As Frank and Harmonica square up a few feet apart, preparing to duel, Harmonica remembers his history with Frank, in the flashback, a young Frank strides out of the desert to the isolated ruin of a Spanish mission--a lone arch with a bell hanging at the top. He places a brand-new harmonica into a young man's mouth, telling him to keep his lovin' brother happy. The youth's hands are bound behind him, and his older brother, also bound, is standing on his shoulders with a noose around his neck. Frank and his men wait for the inevitable moment when the boy's legs will give way and complete the hanging. The doomed man curses Frank and kicks his younger brother away. The harmonica drops out of the young man's mouth as he falls into the dust.
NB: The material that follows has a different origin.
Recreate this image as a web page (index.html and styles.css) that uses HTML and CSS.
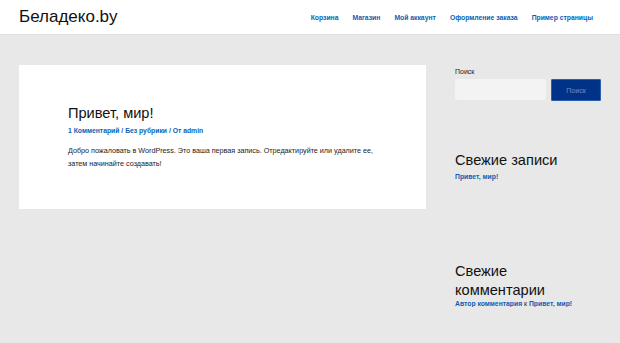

Frank and Harmonica draw and shoot. Frank turns around and staggers a few steps before he falls to the his knees. He asks Harmonica again, "Who ... who are you?" In answer, Harmonica places the old, beaten-up harmonica into Frank's mouth. Frank's remembers--he sees the image of the boy falling into the dust and the harmonica dropping out of his mouth. Frank falls lifelessly into the dust and the harmonica drops out of his mouth.
Cheyenne tells Jill he's not the right man for her, but neither is Harmonica. There's something inside a man like that, he tells her, something to do with death. Once Harmonica has dealt with Frank, he will come inside, pick up his things and move on.
Harmonica comes in and, true to Cheyenne's prediction, picks up his belongings and tells Jill he has to go. Jill is wearing a dress whose top reveals her cleavage. They share a lingering look, and then he opens the front door and surveys the developing street scene outside. "It's going to be a beautiful town, Sweetwater," he says. Jill hopes he will come back someday. With a doubtful "Someday," Harmonica leaves. Cheyenne too says goodbye and pats Jill on the behind, telling her to make believe it's nothing.
As the two men ride away, Cheyenne pauses and gets off his horse before dropping to the ground. Harmonica discovers that Cheyenne has been gut-shot, the work of Morton himself during the gun battle at the train. Cheyenne asks Harmonica to go away--he doesn't want Harmonica to see him die. Harmonica turns away and soon hears Cheyenne fall over dead. Just then, the work train rolls into Sweetwater and stops at the station, which has its "STATION" sign in place. Harmonica takes Cheyenne's body away as Jill carries water out to the newly arrived railroad workers.